What’s the Deal With: Counting Macros
- Written By:Dr. Jaime Schehr N.D, R.D
"What's The Deal With" is a series from Dr. Jaime Schehr (N.D., R.D) that explores the latest health news, buzzy ingredients, and answers your most asked wellness questions.
Should I Count My Macros?
This strategy can work well and improve the quality of the foods you are eating by focusing more on the nutrient rather than the calorie number, but it is very much still a diet. People with consistent routines, time to meal prep, and who don’t eat out often find this easier than most. It is true that this method can have good results when followed properly (key word: properly).
I do, and have often, used this method for my clients when it's appropriate— it’s not the right choice for everyone. I also believe that following this program for a bit can help someone to understand their intake and their needs, but I don’t think this is a method that should be followed forever. My ultimate goal is to always help people learn how to eat instinctually.
How Does It Work
Macronutrients are counted by first determining your total caloric need which will factor in age, weight, activity level and goals. From there the total caloric need is divided into macronutrient groups: carbs, fats, and proteins.
Depending on your goals, certain ratios of macronutrients are more beneficial than others. For example, someone eating to build muscle mass will want to ensure they achieve a calorie surplus, with a significant percentage of calories from protein over fats. In contrast, someone following the keto diet would be getting most of their calories from fat and very few from carbohydrates, changing their macro ratios to prioritize fats.

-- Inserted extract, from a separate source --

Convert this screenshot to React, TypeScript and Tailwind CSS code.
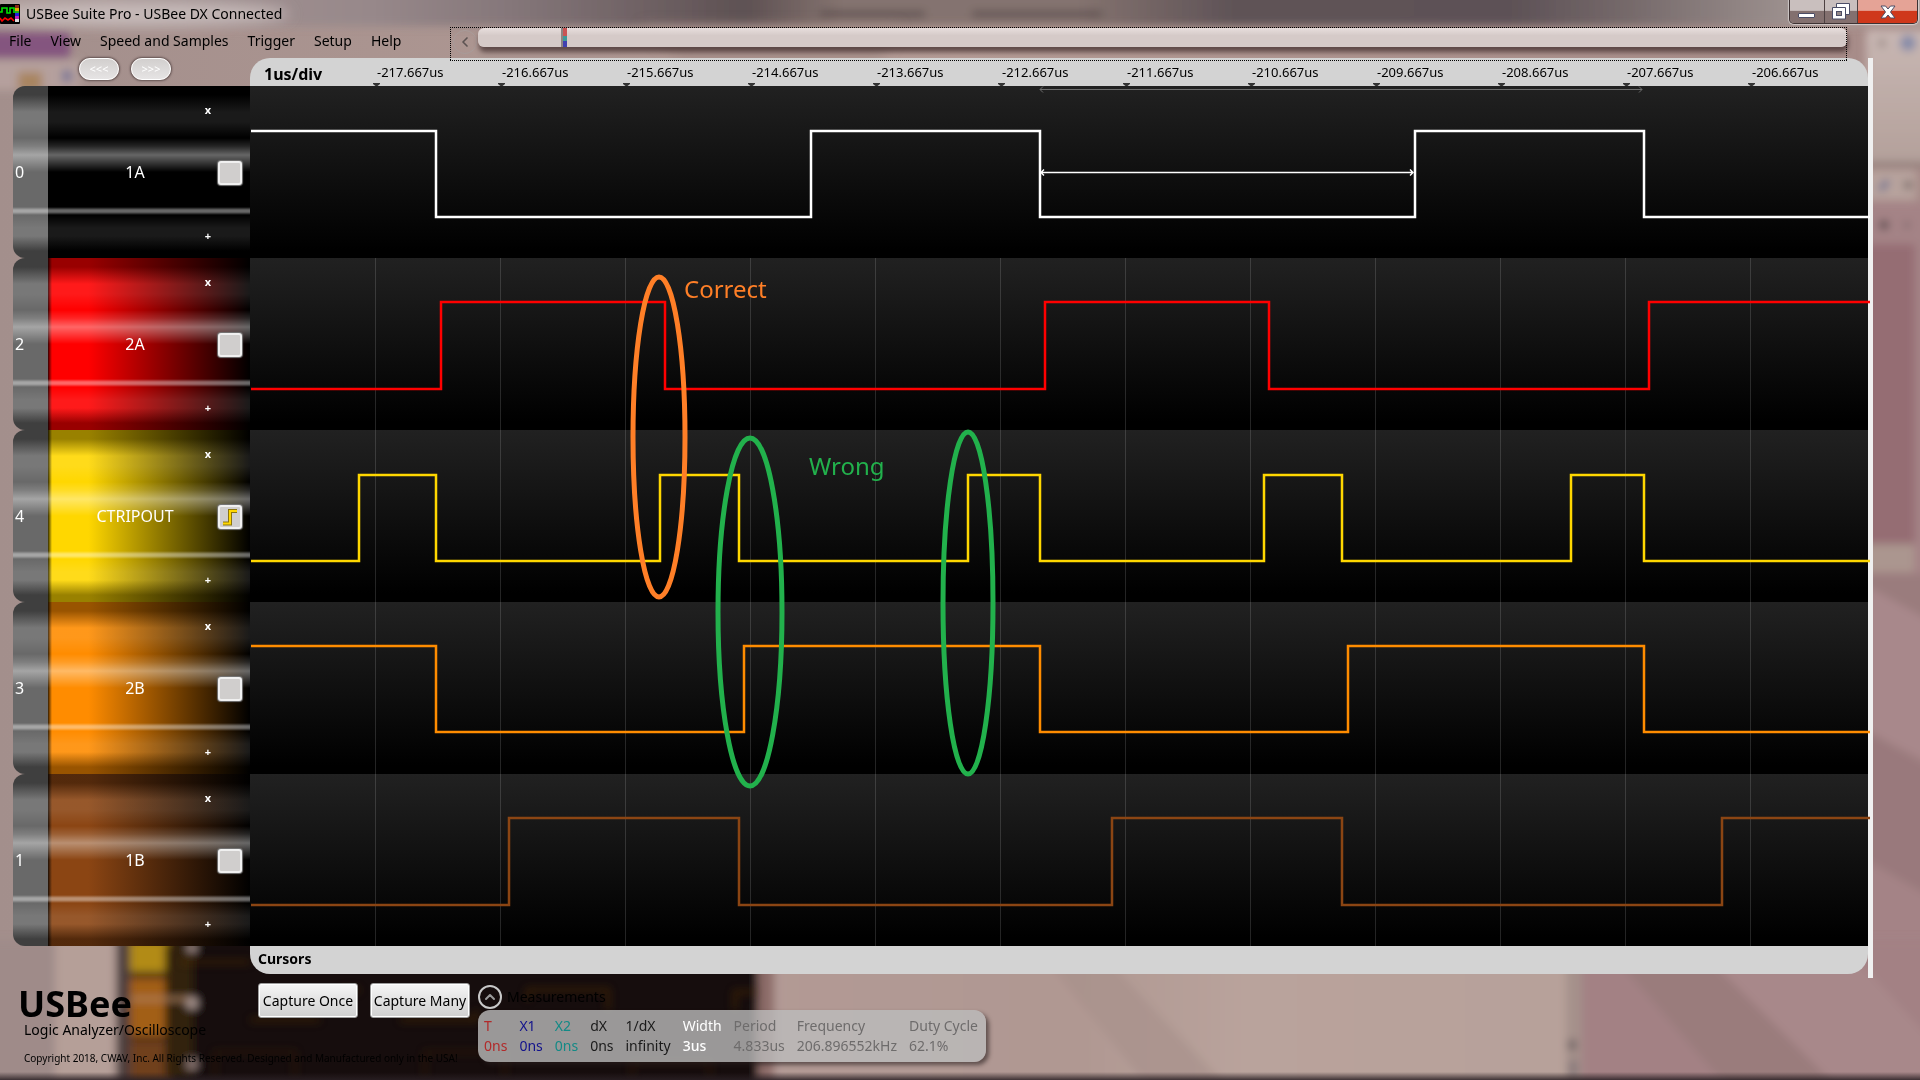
import { ChevronLeft, ChevronUp } from "lucide-react";

type Channel = {
  pin: number;
  name: string;
  fill: string;
  color: string;
  high: number;
  low: number;
  startsHigh: boolean;
  edges: number[];
  trigger?: boolean;
};

const PLOT_WIDTH = 1618;
const ROW_HEIGHT = 172;

const channels: Channel[] = [
  {
    pin: 0,
    name: "1A",
    fill: "from-black",
    color: "#ffffff",
    high: 45,
    low: 131,
    startsHigh: true,
    edges: [186, 561, 790, 1165, 1394],
  },
  {
    pin: 2,
    name: "2A",
    fill: "from-[#ff0000]",
    color: "#ff0000",
    high: 44,
    low: 131,
    startsHigh: false,
    edges: [191, 415, 795, 1019, 1399],
  },
  {
    pin: 4,
    name: "CTRIPOUT",
    fill: "from-[#ffd700]",
    color: "#ffd700",
    high: 45,
    low: 131,
    startsHigh: false,
    edges: [109, 186, 410, 489, 718, 790, 1014, 1092, 1321, 1394],
    trigger: true,
  },
  {
    pin: 3,
    name: "2B",
    fill: "from-[#ff8c00]",
    color: "#ff8c00",
    high: 44,
    low: 130,
    startsHigh: true,
    edges: [186, 494, 790, 1098, 1394],
  },
  {
    pin: 1,
    name: "1B",
    fill: "from-[#8b4513]",
    color: "#8b4513",
    high: 44,
    low: 131,
    startsHigh: false,
    edges: [259, 489, 862, 1092, 1472],
  },
];

const ticks = [
  "-217.667us",
  "-216.667us",
  "-215.667us",
  "-214.667us",
  "-213.667us",
  "-212.667us",
  "-211.667us",
  "-210.667us",
  "-209.667us",
  "-208.667us",
  "-207.667us",
  "-206.667us",
];

const measurements = [
  { label: "T", value: "0ns", style: "text-[#b22a2a]" },
  { label: "X1", value: "0ns", style: "text-[#12128c]" },
  { label: "X2", value: "0ns", style: "text-[#138a86]" },
  { label: "dX", value: "0ns", style: "text-[#1a1a1a]" },
  { label: "1/dX", value: "infinity", style: "text-[#1a1a1a]" },
  { label: "Width", value: "3us", style: "text-white font-medium" },
  { label: "Period", value: "4.833us", style: "text-[#6e6c6c]" },
  { label: "Frequency", value: "206.896552kHz", style: "text-[#6e6c6c]" },
  { label: "Duty Cycle", value: "62.1%", style: "text-[#6e6c6c]" },
];

function wavePath({ high, low, startsHigh, edges }: Channel) {
  let level = startsHigh ? high : low;
  let d = `M1 ${level}`;
  for (const x of edges) {
    level = level === high ? low : high;
    d += `H${x}V${level}`;
  }
  return `${d}H1620`;
}

/* Blurred glass showing the desktop behind the window */
function Backdrop() {
  return (
    <svg
      className="absolute inset-0 h-full w-full"
      viewBox="0 0 1920 1080"
      preserveAspectRatio="none"
      aria-hidden="true"
    >
      <defs>
        <linearGradient id="glass" x1="0" x2="1" y1="0" y2="0">
          <stop offset="0" stopColor="#a38f8c" />
          <stop offset="0.5" stopColor="#b59c96" />
          <stop offset="1" stopColor="#a68b88" />
        </linearGradient>
        <linearGradient id="titlebar" x1="0" x2="1" y1="0" y2="0">
          <stop offset="0" stopColor="#ad9c9a" />
          <stop offset="0.2" stopColor="#97888a" />
          <stop offset="0.27" stopColor="#85777a" />
          <stop offset="0.39" stopColor="#5e5153" />
          <stop offset="0.44" stopColor="#84736f" />
          <stop offset="0.56" stopColor="#84736f" />
          <stop offset="0.64" stopColor="#5f5357" />
          <stop offset="0.78" stopColor="#5d5156" />
          <stop offset="0.84" stopColor="#75696a" />
          <stop offset="0.95" stopColor="#a99d9a" />
          <stop offset="1" stopColor="#b5a5a1" />
        </linearGradient>
        <linearGradient id="rightEdge" x1="0" x2="0" y1="0" y2="1">
          <stop offset="0" stopColor="#c8b7b3" />
          <stop offset="1" stopColor="#b3a09a" />
        </linearGradient>
        <linearGradient id="tan" x1="0" x2="1" y1="0" y2="0">
          <stop offset="0" stopColor="#b29a95" />
          <stop offset="0.4" stopColor="#b09892" />
          <stop offset="0.6" stopColor="#b9a39c" />
          <stop offset="1" stopColor="#b7a19a" />
        </linearGradient>
        <linearGradient id="bottomEdge" x1="0" x2="0" y1="0" y2="1">
          <stop offset="0" stopColor="#2a2024" stopOpacity="0" />
          <stop offset="1" stopColor="#2a2024" stopOpacity="0.85" />
        </linearGradient>
        <filter id="soft">
          <feGaussianBlur stdDeviation="4" />
        </filter>
        <filter id="softer" x="-20%" y="-20%" width="140%" height="140%">
          <feGaussianBlur stdDeviation="7" />
        </filter>
      </defs>
      <rect width="1920" height="1080" fill="url(#glass)" />
      <g filter="url(#soft)">
        <rect x="-20" y="-20" width="1960" height="46" fill="url(#titlebar)" />
        <rect x="820" y="11" width="105" height="6" fill="#4f4344" opacity="0.7" />
        <rect x="972" y="11" width="130" height="6" fill="#4f4344" opacity="0.7" />
        <rect x="-20" y="32" width="90" height="26" fill="#84557f" />
        <rect x="-20" y="60" width="100" height="30" fill="#b5a09d" />
        <rect x="18" y="72" width="24" height="18" fill="#a98561" />
        <rect x="62" y="70" width="10" height="12" fill="#7d7896" />
      </g>
      <g filter="url(#softer)">
        <ellipse cx="140" cy="14" rx="150" ry="12" fill="#d2c7c5" opacity="0.75" />
        <path d="M640 26h260l-20 34h-200z" fill="#9d8580" opacity="0.6" />
      </g>
      <g filter="url(#soft)">
        <rect x="1866" y="30" width="70" height="136" fill="url(#rightEdge)" />
        <circle cx="1908" cy="43" r="8" fill="#8389a8" />
        <circle cx="1882" cy="43" r="4" fill="#998985" />
        <rect x="1866" y="162" width="70" height="5" fill="#8d7976" />
        <rect x="1866" y="170" width="50" height="30" fill="#b7a39d" />
        <path d="M1880 190l8-9" stroke="#6f7191" strokeWidth="6" />
        <circle cx="1908" cy="185" r="4" fill="#6d605d" />
        <rect x="1866" y="202" width="70" height="900" fill="#a48386" />
        <circle cx="1884" cy="225" r="5" fill="#5f4d50" />
        <circle cx="1907" cy="225" r="4" fill="#8b7074" />
        <rect x="1860" y="244" width="55" height="300" fill="#956d73" />
        <path d="M1860 574h76v50l-76-42z" fill="#9a7b7d" />
        <rect x="1860" y="544" width="54" height="28" fill="#ab968f" />
        <path d="M1860 582l76 42v140l-76-34z" fill="#a8888b" />
        <path d="M1866 730l70 40v130l-70-40z" fill="#99797c" />
      </g>
      <g filter="url(#soft)">
        <rect x="-20" y="940" width="75" height="160" fill="#9f8b89" />
        <rect x="55" y="940" width="62" height="160" fill="#b59f98" />
        <rect x="750" y="940" width="830" height="160" fill="url(#tan)" />
        <path d="M1030 940h60l140 150h-80z" fill="#a8918b" opacity="0.7" />
        <rect x="1566" y="950" width="16" height="140" fill="#a5918b" />
        <rect x="1568" y="1040" width="8" height="10" fill="#6c6062" />
        <rect x="1569" y="1060" width="8" height="18" fill="#857779" />
        <rect x="1582" y="940" width="360" height="160" fill="#a38184" />
        <path d="M1600 940h90l150 150h-110z" fill="#9a7b7c" />
        <path d="M1690 940h150l100 110v50h-90z" fill="#a8888a" />
        <rect x="752" y="960" width="22" height="130" fill="#8c6c68" />
        <rect x="116" y="930" width="642" height="170" fill="#120e0f" />
        <rect x="116" y="930" width="14" height="170" fill="#4c3d3d" />
        <rect x="130" y="940" width="40" height="32" fill="#b28b18" />
        <rect x="130" y="978" width="40" height="58" fill="#a25f17" />
        <rect x="130" y="1040" width="40" height="50" fill="#70411f" />
        <path d="M165 944h28v134h-28z" fill="#33200f" />
        <path d="M130 999h60" stroke="#b58a66" strokeWidth="3" />
        <circle cx="192" cy="948" r="5" fill="#a08b86" />
        <circle cx="192" cy="1003" r="6" fill="#a99590" />
        <circle cx="192" cy="1064" r="6" fill="#8b7773" />
      </g>
      <g filter="url(#soft)" stroke="#55300e" strokeWidth="4" fill="none" opacity="0.6">
        <path d="M180 962h70M340 990h20M250 1020h70M400 1020h76V1010M528 1000v-10h80v20M735 1010v-18h20" />
        <path d="M215 1078v-26h80v26M425 1078v-26h80v26M632 1078v-16h78v16" opacity="0.5" />
      </g>
      <rect y="1072" width="1920" height="8" fill="url(#bottomEdge)" />
    </svg>
  );
}

function AppIcon() {
  return (
    <svg className="h-5 w-5 shrink-0" viewBox="0 0 20 20" aria-hidden="true">
      <rect width="20" height="20" rx="1" fill="#000" />
      <path d="M0 8h2V4h5v5h3V4h4v5" stroke="#00e000" strokeWidth="1.6" fill="none" />
      <path d="M0 14l2 3 3-3 3 2 3-2 3 3" stroke="#f00" strokeWidth="1.6" fill="none" />
      <rect x="15" y="1" width="4" height="3" fill="#8b2a1a" />
      <rect x="15" y="4" width="4" height="3" fill="#e0b000" />
      <rect x="15" y="7" width="4" height="2" fill="#20b020" />
      <rect x="15" y="9" width="4" height="3" fill="#2020e0" />
      <rect x="15" y="12" width="4" height="3" fill="#c020c0" />
      <rect x="15" y="15" width="4" height="3" fill="#ddd" />
    </svg>
  );
}

function TitleBar() {
  return (
    <header className="flex h-[27px] items-start justify-between">
      <div className="flex h-[27px] items-center gap-[6px]">
        <AppIcon />
        <h1 className="text-sm">USBee Suite Pro - USBee DX Connected</h1>
      </div>
      <div className="mr-[2px] flex h-6 overflow-hidden rounded-b-[5px] border border-t-0 border-[#3d3233] shadow-[0_0_1px_1px_rgba(255,255,255,0.5)]">
        <button
          aria-label="Minimize"
          className="flex w-[35px] items-center justify-center border-r border-[#4d4142] bg-linear-to-b/srgb from-[#c9bfbe] from-45% to-[#83706f] to-50% pt-2"
        >
          <svg className="h-[6px] w-[18px]" viewBox="0 0 18 6">
            <rect x="0.5" y="0.5" width="16" height="4" rx="0.5" fill="#fff" stroke="#4b4d66" />
          </svg>
        </button>
        <button
          aria-label="Restore"
          className="flex w-[33px] items-center justify-center border-r border-[#4d4142] bg-linear-to-b/srgb from-[#c9bfbe] from-45% to-[#83706f] to-50%"
        >
          <svg className="h-[17px] w-[18px]" viewBox="0 0 18 17">
            <path d="M4.500 0.500h13v11h-13z" fill="#fff" stroke="#4b4d66" />
            <path d="M0.500 4.500h13v11.500h-13z" fill="#fff" stroke="#4b4d66" />
            <rect x="4.500" y="8.500" width="5" height="4" fill="#948887" stroke="#4b4d66" />
          </svg>
        </button>
        <button
          aria-label="Close"
          className="flex w-[59px] items-center justify-center bg-linear-to-b/srgb from-[#e5a396] from-45% to-[#cf381b] to-50%"
        >
          <svg className="h-[14px] w-[16px]" viewBox="0 0 16 14">
            <path
              d="M1 1h4.500l2.500 3 2.500-3h4.500l-4.500 6 4.500 6h-4.500l-2.500-3-2.500 3h-4.500l4.500-6z"
              fill="#fff"
              stroke="#4b4d66"
            />
          </svg>
        </button>
      </div>
    </header>
  );
}

function MenuBar() {
  return (
    <div className="relative z-20 flex h-[31px] items-start">
      <nav className="flex h-7 w-[450px] shrink-0 items-center gap-[19px] pl-[9px] text-sm">
        <button>File</button>
        <button>View</button>
        <button>Speed and Samples</button>
        <button>Trigger</button>
        <button>Setup</button>
        <button>Help</button>
      </nav>
      {/* Sample buffer scroller */}
      <div className="relative mr-[73px] flex h-[34px] flex-1 items-start pt-px pl-[3px]">
        <button
          aria-label="Scroll left"
          className="mt-[2px] flex h-6 w-6 shrink-0 items-center justify-center rounded-full border border-[#a89b99] text-[#5c5352]"
        >
          <ChevronLeft className="h-4 w-4" strokeWidth={2.5} />
        </button>
        <div className="ml-[1px] flex h-[19px] flex-1 rounded-md bg-linear-to-b/srgb from-[#e8dedd] to-[#d5cac8] to-40% pl-[83px] shadow-[1px_5px_5px_rgba(60,40,40,0.7)]">
          <div className="w-[2px] bg-[#8d8483]" />
          <div className="flex w-1 flex-col">
            <div className="flex-1 bg-[#c95555]" />
            <div className="h-[5px] bg-[#3d9a9a]" />
            <div className="h-[6px] bg-[#4040b0]" />
          </div>
        </div>
        {/* Focus rectangle */}
        <div className="pointer-events-none absolute inset-x-0 top-0 h-px bg-[repeating-linear-gradient(90deg,#000_0_1px,transparent_1px_2px)]" />
        <div className="pointer-events-none absolute inset-x-0 bottom-0 h-px bg-[repeating-linear-gradient(90deg,#000_0_1px,transparent_1px_2px)]" />
        <div className="pointer-events-none absolute inset-y-0 left-0 w-px bg-[repeating-linear-gradient(180deg,#000_0_1px,transparent_1px_2px)]" />
        <div className="pointer-events-none absolute inset-y-0 right-0 w-px bg-[repeating-linear-gradient(180deg,#000_0_1px,transparent_1px_2px)]" />
      </div>
    </div>
  );
}

function ChannelLabel({ channel }: { channel: Channel }) {
  return (
    <div className="relative flex h-[172px] overflow-hidden rounded-l-xl bg-[#696969] text-white">
      <div className="w-[35px]" />
      <div className={`flex-1 bg-linear-to-r/srgb ${channel.fill} from-20% to-black`}>
        <div className="h-full w-1 bg-linear-to-r from-black/80 to-transparent" />
      </div>
      {/* Gloss */}
      <div className="absolute inset-0 bg-[linear-gradient(to_bottom,rgba(0,0,0,0.4)_0px,rgba(0,0,0,0.4)_9px,rgba(255,255,255,0.1)_26px,rgba(255,255,255,0.1)_36px,rgba(255,255,255,0)_52px,rgba(255,255,255,0.14)_60px,rgba(255,255,255,0.4)_69px,rgba(255,255,255,0)_86px,rgba(255,255,255,0)_121px,rgba(255,255,255,0.4)_124px,rgba(255,255,255,0.4)_126px,rgba(255,255,255,0)_129px,rgba(255,255,255,0.1)_142px,rgba(255,255,255,0.1)_150px,rgba(0,0,0,0.4)_165px,rgba(0,0,0,0.4)_172px)]" />
      <div className="absolute inset-0 grid grid-cols-[35px_1fr_52px] items-center text-base">
        <span className="pl-[2px]">{channel.pin}</span>
        <span className="pl-6 text-center">{channel.name}</span>
        <div className="flex h-full flex-col items-start justify-between pt-4 pb-[14px] text-[11px] leading-4 font-bold">
          <button aria-label={`Remove ${channel.name}`} className="w-5">
            x
          </button>
          <button
            aria-label={`Trigger on ${channel.name}`}
            className="ml-5 flex h-6 w-6 items-center justify-center rounded-[3px] border-2 border-[#f0f0f0] bg-[#d0cecd] shadow-[0_0_1px_1px_#777]"
          >
            {channel.trigger && (
              <svg className="h-[18px] w-[18px]" viewBox="0 0 18 18">
                <path d="M2 15.500h7V3h7" stroke="#8a7410" strokeWidth="4" fill="none" />
                <path d="M2 15.500h7V3h7" stroke="#ffd700" strokeWidth="2" fill="none" />
              </svg>
            )}
          </button>
          <button aria-label={`Add below ${channel.name}`} className="w-5">
            +
          </button>
        </div>
      </div>
    </div>
  );
}

function Waveform({ channel, grid }: { channel: Channel; grid: boolean }) {
  return (
    <svg
      className="block h-[172px] w-full overflow-visible bg-linear-to-b/srgb from-[#212121] to-black to-95%"
      viewBox={`0 0 ${PLOT_WIDTH} ${ROW_HEIGHT}`}
      preserveAspectRatio="none"
    >
      {grid &&
        ticks.map((tick, i) => (
          <path key={tick} d={`M${125.5 + i * 125} 0V172`} stroke="#fff" strokeOpacity="0.14" />
        ))}
      <path d={wavePath(channel)} fill="none" stroke={channel.color} strokeWidth="2.5" />
    </svg>
  );
}

/* Pulse width and period arrows, drawn over the first channel */
function MeasureArrows() {
  return (
    <svg
      className="absolute inset-x-0 top-0 h-[172px] w-full"
      viewBox={`0 0 ${PLOT_WIDTH} ${ROW_HEIGHT}`}
      preserveAspectRatio="none"
      fill="none"
    >
      <path d="M790 3.500H1392M793 0.500l-3 3 3 3M1389 0.500l3 3-3 3" stroke="#6e6e6e" />
      <path d="M791 86.500H1163M794 83.500l-3 3 3 3M1160 83.500l3 3-3 3" stroke="#fff" strokeWidth="1.4" />
    </svg>
  );
}

function Annotations() {
  return (
    <svg
      className="absolute inset-0 h-full w-full"
      viewBox="0 0 1618 860"
      preserveAspectRatio="none"
      fill="none"
      strokeWidth="5"
      fontFamily="'Noto Sans', sans-serif"
      fontSize="24"
    >
      <ellipse cx="409" cy="351" rx="26" ry="160" stroke="#ff7f27" />
      <ellipse cx="500" cy="526" rx="32" ry="174" stroke="#22b14c" />
      <ellipse cx="718" cy="517" rx="25" ry="171" stroke="#22b14c" />
      <text x="434" y="212" fill="#ff7f27" stroke="none">
        Correct
      </text>
      <text x="559" y="389" fill="#22b14c" stroke="none">
        Wrong
      </text>
    </svg>
  );
}

function Ruler() {
  return (
    <div className="grid h-7 grid-cols-[repeat(12,125fr)_118fr] items-center rounded-t-[20px] bg-[#d3d3d3]">
      <span className="pt-1 pl-[14px] text-base leading-6 font-bold">1us/div</span>
      {ticks.map((tick) => (
        <div key={tick} className="relative flex h-full min-w-0 items-center pt-[2px] pl-[2px] text-[13px]">
          {tick}
          <svg className="absolute bottom-0 -left-[2px] h-[3px] w-[7px]" viewBox="0 0 7 3">
            <path d="M0 0h7v1L4.500 3h-2L0 1z" fill="#333" />
          </svg>
        </div>
      ))}
    </div>
  );
}

function Footer() {
  return (
    <footer className="flex flex-1 items-start">
      <div className="w-[258px] shrink-0 pt-3 pl-[18px] whitespace-nowrap">
        <p className="text-4xl leading-9 font-bold">USBee</p>
        <p className="pl-[6px] text-sm leading-4">Logic Analyzer/Oscilloscope</p>
        <p className="pt-3 pl-[6px] text-[10px] leading-4">
          Copyright 2018, CWAV, Inc. All Rights Reserved. Designed and Manufactured only in the USA!
        </p>
      </div>
      <div className="flex gap-3 pt-[9px] text-sm">
        {["Capture Once", "Capture Many"].map((label) => (
          <button
            key={label}
            className="h-[35px] w-[100px] rounded-[3px] border border-[#9c9c9c] bg-linear-to-b/srgb from-[#f6f6f6] to-[#cfcfcf] whitespace-nowrap shadow-[inset_0_0_0_1px_#fff]"
          >
            {label}
          </button>
        ))}
      </div>
      <div className="pt-[10px] pl-2 text-sm">
        <div className="flex h-[26px] items-center gap-[5px]">
          <button
            aria-label="Collapse measurements"
            className="flex h-6 w-6 items-center justify-center rounded-full border-2 border-[#c8c8c8] text-[#9a9a9a]"
          >
            <ChevronUp className="h-4 w-4" strokeWidth={3} />
          </button>
          <h2>Measurements</h2>
        </div>
        <div className="h-[52px] rounded-xl bg-[#bbbbbb]/80 pt-[6px] pr-2 pl-[6px] shadow-[3px_3px_4px_rgba(40,30,30,0.6)]">
          <table className="text-left leading-5 whitespace-nowrap">
            <thead>
              <tr>
                {measurements.map(({ label, style }) => (
                  <th key={label} className={`p-0 pr-3 font-normal last:pr-0 ${style}`}>
                    {label}
                  </th>
                ))}
              </tr>
            </thead>
            <tbody>
              <tr>
                {measurements.map(({ label, value, style }) => (
                  <td key={label} className={`p-0 pr-3 last:pr-0 ${style}`}>
                    {value}
                  </td>
                ))}
              </tr>
            </tbody>
          </table>
        </div>
      </div>
    </footer>
  );
}

export default function App() {
  return (
    <div className="relative min-h-screen overflow-hidden bg-[#a38f8c] font-['Noto_Sans',sans-serif] text-black">
      <Backdrop />
      <div className="relative flex min-h-screen flex-col">
        <TitleBar />
        <MenuBar />
        <main className="flex">
          <div className="w-[250px] shrink-0 pl-[13px]">
            <div className="flex h-7 gap-3 pl-[66px]">
              {["<<<", ">>>"].map((label) => (
                <button
                  key={label}
                  className="h-[22px] w-10 rounded-full border border-white bg-linear-to-b/srgb from-[#d2cfce] to-[#e6e4e4] text-[11px] text-white shadow-[0_0_2px_1px_rgba(70,55,55,0.7)]"
                >
                  {label}
                </button>
              ))}
            </div>
            {channels.map((channel) => (
              <ChannelLabel key={channel.pin} channel={channel} />
            ))}
          </div>
          <div className="relative z-10 min-w-0 flex-1">
            <Ruler />
            <div className="relative">
              {channels.map((channel, i) => (
                <Waveform key={channel.pin} channel={channel} grid={i > 0} />
              ))}
              <MeasureArrows />
              <Annotations />
            </div>
            <div className="h-7 rounded-b-[20px] bg-[#d3d3d3] pl-2 text-sm leading-[26px] font-bold">
              Cursors
            </div>
          </div>
          <div className="mr-[47px] -mb-1 w-[5px] bg-[#f0f0f0]" />
        </main>
        <Footer />
      </div>
    </div>
  );
}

Beyond the constant need to count and measure everything you eat, the downside to macros is that most of the “macro calculators” people use are largely inaccurate based on individual needs. If you are considering macros, I highly recommend you work with someone who can take into consideration your specific needs, body and goals and not rely on an internet calculator or self-taught coach. Also, beware of all the “macro” products on the market today which are often processed foods with appealing labels.